• WORK INSTRUCTIONS:
Repeat the records in full and exactly, omitting pictures.

Records with interface code:

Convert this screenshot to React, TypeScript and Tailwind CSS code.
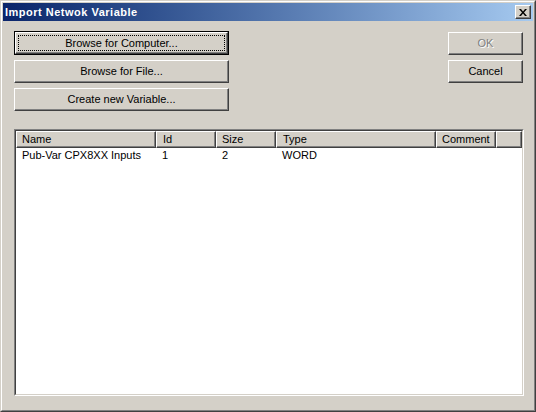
import React from "react"

const font = { fontFamily: '"Liberation Sans", Arial, sans-serif' }

const raised =
  "border border-t-white border-l-white border-b-[#404040] border-r-[#404040] shadow-[inset_-1px_-1px_#808080,inset_1px_1px_#d4d0c8]"

function Button({ label, width, isDefault, disabled }: { label: string; width: string; isDefault?: boolean; disabled?: boolean }) {
  if (isDefault) {
    return (
      <div className={`${width} h-[24px] border border-black bg-[#d4d0c8] flex`}>
        <div className={`flex-1 ${raised} p-[2px] flex`}>
          <div className="flex-1 border border-dotted border-black flex items-center justify-center text-[11px] text-black leading-none">
            {label}
          </div>
        </div>
      </div>
    )
  }
  return (
    <div
      className={`${width} h-[23px] bg-[#d4d0c8] ${raised} flex items-center justify-center text-[11px] leading-none ${
        disabled ? "text-[#808080] [text-shadow:1px_1px_0_#ffffff]" : "text-black"
      }`}
    >
      {label}
    </div>
  )
}

const columns = [
  { name: "Name", w: "w-[140px]", pl: "pl-[5px]" },
  { name: "Id", w: "w-[60px]", pl: "pl-[6px]" },
  { name: "Size", w: "w-[60px]", pl: "pl-[5px]" },
  { name: "Type", w: "w-[160px]", pl: "pl-[6px]" },
  { name: "Comment", w: "w-[60px]", pl: "pl-[5px]" },
]

const rows = [["Pub-Var CPX8XX Inputs", "1", "2", "WORD", ""]]

export default function App() {
  return (
    <div className="w-[536px] h-[412px] bg-[#d4d0c8]" style={font}>
      <div className="w-full h-full border border-t-[#d4d0c8] border-l-[#d4d0c8] border-b-[#404040] border-r-[#404040]">
        <div className="w-full h-full border border-t-white border-l-white border-b-[#808080] border-r-[#808080] p-[1px] flex flex-col">
          {/* title bar */}
          <div className="h-[18px] bg-gradient-to-r from-[#0a246a] to-[#a6caf0] flex items-center justify-between pl-[2px] pr-[2px]">
            <span className="text-white font-bold text-[11px] tracking-[0.5px] leading-none">Import Netwok Variable</span>
            <div className={`w-[16px] h-[14px] bg-[#d4d0c8] ${raised} flex items-center justify-center`}>
              <svg width="8" height="7" viewBox="0 0 8 7">
                <path d="M0 0h2l2 2.5L6 0h2L5 3.5 8 7H6L4 4.5 2 7H0l3-3.5z" fill="#000" />
              </svg>
            </div>
          </div>

          {/* content */}
          <div className="flex-1 flex flex-col pl-[11px] pt-[10px]">
            <div className="flex justify-between pr-[10px]">
              <div className="flex flex-col gap-[5px]">
                <Button label="Browse for Computer..." width="w-[215px]" isDefault />
                <Button label="Browse for File..." width="w-[215px]" />
                <Button label="Create new Variable..." width="w-[215px]" />
              </div>
              <div className="flex flex-col gap-[5px] pt-[1px]">
                <Button label="OK" width="w-[75px]" disabled />
                <Button label="Cancel" width="w-[75px]" />
              </div>
            </div>

            {/* list view */}
            <div className="mt-[18px] w-[510px] h-[267px] border border-t-[#808080] border-l-[#808080] border-b-white border-r-white">
              <div className="w-full h-full border border-t-[#404040] border-l-[#404040] border-b-[#d4d0c8] border-r-[#d4d0c8] bg-white flex flex-col">
                <div className="flex h-[17px] bg-[#d4d0c8] shrink-0">
                  {columns.map((c) => (
                    <div
                      key={c.name}
                      className={`${c.w} ${c.pl} h-full ${raised} flex items-center text-[11px] text-black leading-none`}
                    >
                      {c.name}
                    </div>
                  ))}
                  <div className={`flex-1 h-full ${raised}`} />
                </div>
                {rows.map((r, i) => (
                  <div key={i} className="flex h-[14px] items-center text-[11px] text-black leading-none">
                    {r.map((v, j) => (
                      <div key={j} className={`${columns[j].w} pl-[6px]`}>
                        {v}
                      </div>
                    ))}
                  </div>
                ))}
              </div>
            </div>
          </div>
        </div>
      </div>
    </div>
  )
}
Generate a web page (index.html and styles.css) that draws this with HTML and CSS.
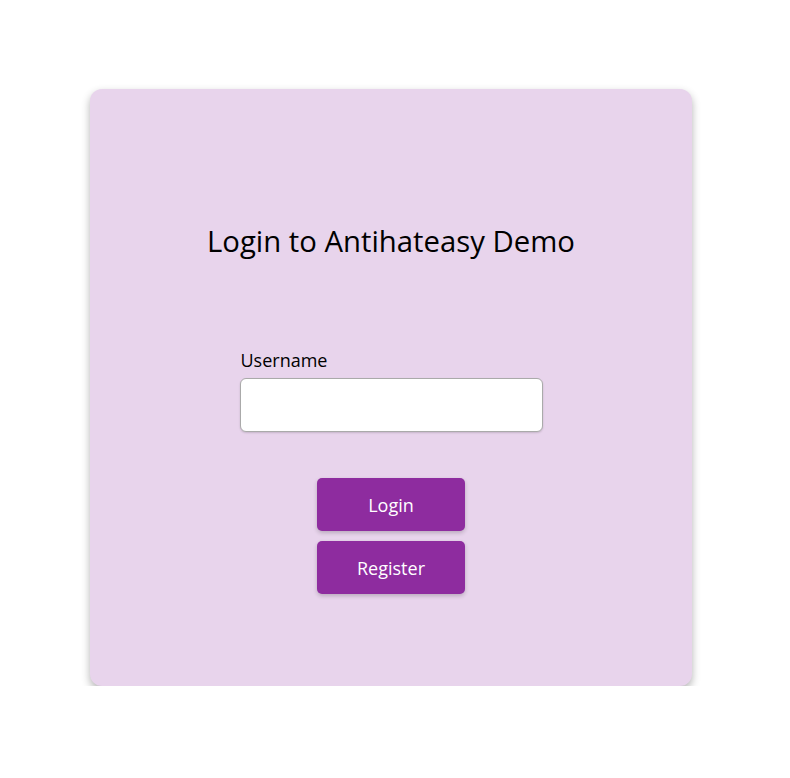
FILE: index.html
```html
<!DOCTYPE html>
<html>
<head>
<meta charset="utf-8"/>
<title>Antihateasy Demo</title>
<link rel="stylesheet" href="styles.css">
</head>
<body>
<div class="card">
  <h1 class="title">Login to Antihateasy Demo</h1>
  <form class="login-form">
    <label class="field">
      <span class="field-label">Username</span>
      <input class="field-input" type="text">
    </label>
    <div class="actions">
      <button class="btn" type="button">Login</button>
      <button class="btn" type="button">Register</button>
    </div>
  </form>
</div>
</body>
</html>
```

FILE: styles.css
```css
body {
   margin: 0;
   background-color: white;
   font-family: 'Open Sans', sans-serif;
}

.card {
   box-sizing: border-box;
   width: 602px;
   height: 597px;
   margin: 89px 0 0 90px;
   background-color: #e8d4ec;
   border-radius: 12px;
   box-shadow: 0 4px 8px rgba(0, 0, 0, 0.3);
   display: flex;
   flex-direction: column;
   align-items: center;
   padding-top: 133px;
}

.title {
   margin: 0;
   font-size: 29.3px;
   font-weight: 400;
   line-height: 38px;
   color: #000;
}

.login-form {
   display: flex;
   flex-direction: column;
   align-items: center;
   margin-top: 88px;
}

.field {
   display: flex;
   flex-direction: column;
}

.field-label {
   font-size: 18px;
   line-height: 24px;
   padding-left: 1px;
   margin-bottom: 6px;
   color: #000;
}

.field-input {
   box-sizing: border-box;
   width: 303px;
   height: 54px;
   border: 1px solid #aaa;
   border-radius: 6px;
   background: white;
   box-shadow: 0 1px 2px rgba(0, 0, 0, 0.15);
   font: inherit;
   font-size: 18px;
   padding: 0 10px;
}

.actions {
   display: flex;
   flex-direction: column;
   gap: 10px;
   margin-top: 46px;
}

.btn {
   width: 148px;
   height: 53px;
   border: none;
   border-radius: 5px;
   background-color: #8e2c9f;
   color: #fff;
   font-family: 'Open Sans', sans-serif;
   font-size: 18px;
   box-shadow: 0 2px 4px rgba(0, 0, 0, 0.2);
   cursor: pointer;
}
```
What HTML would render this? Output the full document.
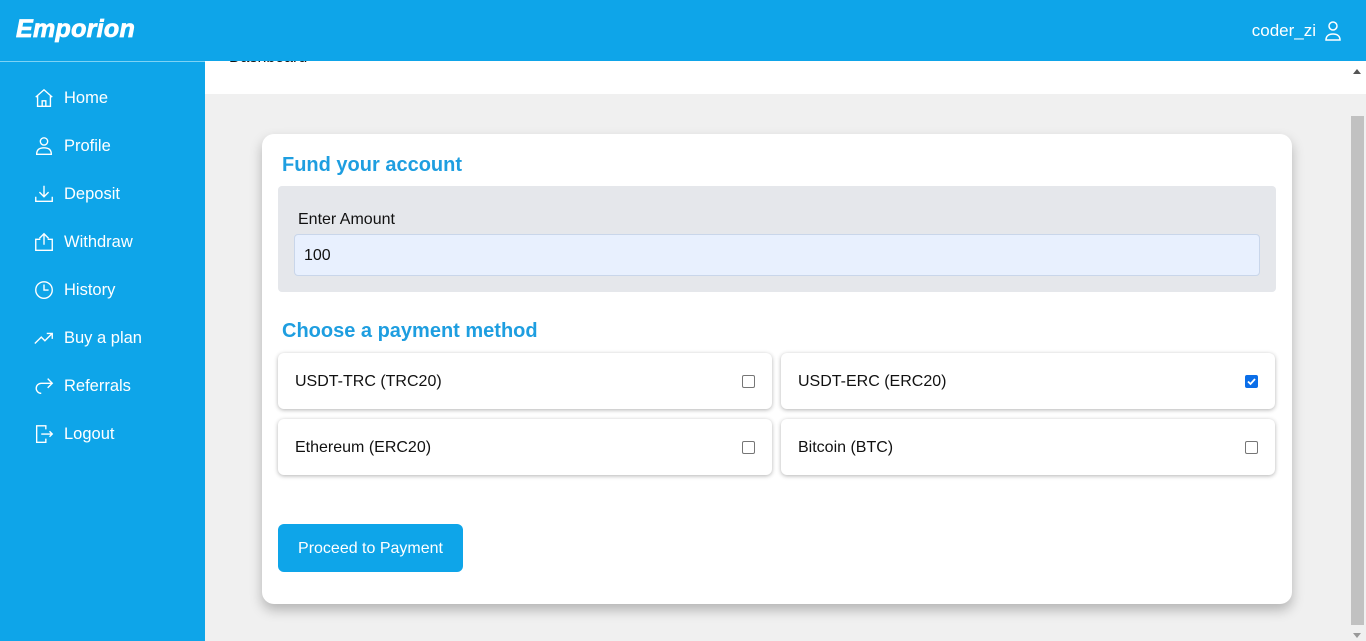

• TASK SOLUTION:
Convert this screenshot to React, TypeScript and Tailwind CSS code.
import React from "react"

const font = { fontFamily: '"Liberation Sans", Arial, sans-serif' }

const raised =
  "border border-t-white border-l-white border-b-[#404040] border-r-[#404040] shadow-[inset_-1px_-1px_#808080,inset_1px_1px_#d4d0c8]"

function Button({ label, width, isDefault, disabled }: { label: string; width: string; isDefault?: boolean; disabled?: boolean }) {
  if (isDefault) {
    return (
      <div className={`${width} h-[24px] border border-black bg-[#d4d0c8] flex`}>
        <div className={`flex-1 ${raised} p-[2px] flex`}>
          <div className="flex-1 border border-dotted border-black flex items-center justify-center text-[11px] text-black leading-none">
            {label}
          </div>
        </div>
      </div>
    )
  }
  return (
    <div
      className={`${width} h-[23px] bg-[#d4d0c8] ${raised} flex items-center justify-center text-[11px] leading-none ${
        disabled ? "text-[#808080] [text-shadow:1px_1px_0_#ffffff]" : "text-black"
      }`}
    >
      {label}
    </div>
  )
}

const columns = [
  { name: "Name", w: "w-[140px]", pl: "pl-[5px]" },
  { name: "Id", w: "w-[60px]", pl: "pl-[6px]" },
  { name: "Size", w: "w-[60px]", pl: "pl-[5px]" },
  { name: "Type", w: "w-[160px]", pl: "pl-[6px]" },
  { name: "Comment", w: "w-[60px]", pl: "pl-[5px]" },
]

const rows = [["Pub-Var CPX8XX Inputs", "1", "2", "WORD", ""]]

export default function App() {
  return (
    <div className="w-[536px] h-[412px] bg-[#d4d0c8]" style={font}>
      <div className="w-full h-full border border-t-[#d4d0c8] border-l-[#d4d0c8] border-b-[#404040] border-r-[#404040]">
        <div className="w-full h-full border border-t-white border-l-white border-b-[#808080] border-r-[#808080] p-[1px] flex flex-col">
          {/* title bar */}
          <div className="h-[18px] bg-gradient-to-r from-[#0a246a] to-[#a6caf0] flex items-center justify-between pl-[2px] pr-[2px]">
            <span className="text-white font-bold text-[11px] tracking-[0.5px] leading-none">Import Netwok Variable</span>
            <div className={`w-[16px] h-[14px] bg-[#d4d0c8] ${raised} flex items-center justify-center`}>
              <svg width="8" height="7" viewBox="0 0 8 7">
                <path d="M0 0h2l2 2.5L6 0h2L5 3.5 8 7H6L4 4.5 2 7H0l3-3.5z" fill="#000" />
              </svg>
            </div>
          </div>

          {/* content */}
          <div className="flex-1 flex flex-col pl-[11px] pt-[10px]">
            <div className="flex justify-between pr-[10px]">
              <div className="flex flex-col gap-[5px]">
                <Button label="Browse for Computer..." width="w-[215px]" isDefault />
                <Button label="Browse for File..." width="w-[215px]" />
                <Button label="Create new Variable..." width="w-[215px]" />
              </div>
              <div className="flex flex-col gap-[5px] pt-[1px]">
                <Button label="OK" width="w-[75px]" disabled />
                <Button label="Cancel" width="w-[75px]" />
              </div>
            </div>

            {/* list view */}
            <div className="mt-[18px] w-[510px] h-[267px] border border-t-[#808080] border-l-[#808080] border-b-white border-r-white">
              <div className="w-full h-full border border-t-[#404040] border-l-[#404040] border-b-[#d4d0c8] border-r-[#d4d0c8] bg-white flex flex-col">
                <div className="flex h-[17px] bg-[#d4d0c8] shrink-0">
                  {columns.map((c) => (
                    <div
                      key={c.name}
                      className={`${c.w} ${c.pl} h-full ${raised} flex items-center text-[11px] text-black leading-none`}
                    >
                      {c.name}
                    </div>
                  ))}
                  <div className={`flex-1 h-full ${raised}`} />
                </div>
                {rows.map((r, i) => (
                  <div key={i} className="flex h-[14px] items-center text-[11px] text-black leading-none">
                    {r.map((v, j) => (
                      <div key={j} className={`${columns[j].w} pl-[6px]`}>
                        {v}
                      </div>
                    ))}
                  </div>
                ))}
              </div>
            </div>
          </div>
        </div>
      </div>
    </div>
  )
}
Generate a web page (index.html and styles.css) that draws this with HTML and CSS.
FILE: index.html
```html
<!DOCTYPE html>
<html>
<head>
<meta charset="utf-8"/>
<title>Antihateasy Demo</title>
<link rel="stylesheet" href="styles.css">
</head>
<body>
<div class="card">
  <h1 class="title">Login to Antihateasy Demo</h1>
  <form class="login-form">
    <label class="field">
      <span class="field-label">Username</span>
      <input class="field-input" type="text">
    </label>
    <div class="actions">
      <button class="btn" type="button">Login</button>
      <button class="btn" type="button">Register</button>
    </div>
  </form>
</div>
</body>
</html>
```

FILE: styles.css
```css
body {
   margin: 0;
   background-color: white;
   font-family: 'Open Sans', sans-serif;
}

.card {
   box-sizing: border-box;
   width: 602px;
   height: 597px;
   margin: 89px 0 0 90px;
   background-color: #e8d4ec;
   border-radius: 12px;
   box-shadow: 0 4px 8px rgba(0, 0, 0, 0.3);
   display: flex;
   flex-direction: column;
   align-items: center;
   padding-top: 133px;
}

.title {
   margin: 0;
   font-size: 29.3px;
   font-weight: 400;
   line-height: 38px;
   color: #000;
}

.login-form {
   display: flex;
   flex-direction: column;
   align-items: center;
   margin-top: 88px;
}

.field {
   display: flex;
   flex-direction: column;
}

.field-label {
   font-size: 18px;
   line-height: 24px;
   padding-left: 1px;
   margin-bottom: 6px;
   color: #000;
}

.field-input {
   box-sizing: border-box;
   width: 303px;
   height: 54px;
   border: 1px solid #aaa;
   border-radius: 6px;
   background: white;
   box-shadow: 0 1px 2px rgba(0, 0, 0, 0.15);
   font: inherit;
   font-size: 18px;
   padding: 0 10px;
}

.actions {
   display: flex;
   flex-direction: column;
   gap: 10px;
   margin-top: 46px;
}

.btn {
   width: 148px;
   height: 53px;
   border: none;
   border-radius: 5px;
   background-color: #8e2c9f;
   color: #fff;
   font-family: 'Open Sans', sans-serif;
   font-size: 18px;
   box-shadow: 0 2px 4px rgba(0, 0, 0, 0.2);
   cursor: pointer;
}
```
What HTML would render this? Output the full document.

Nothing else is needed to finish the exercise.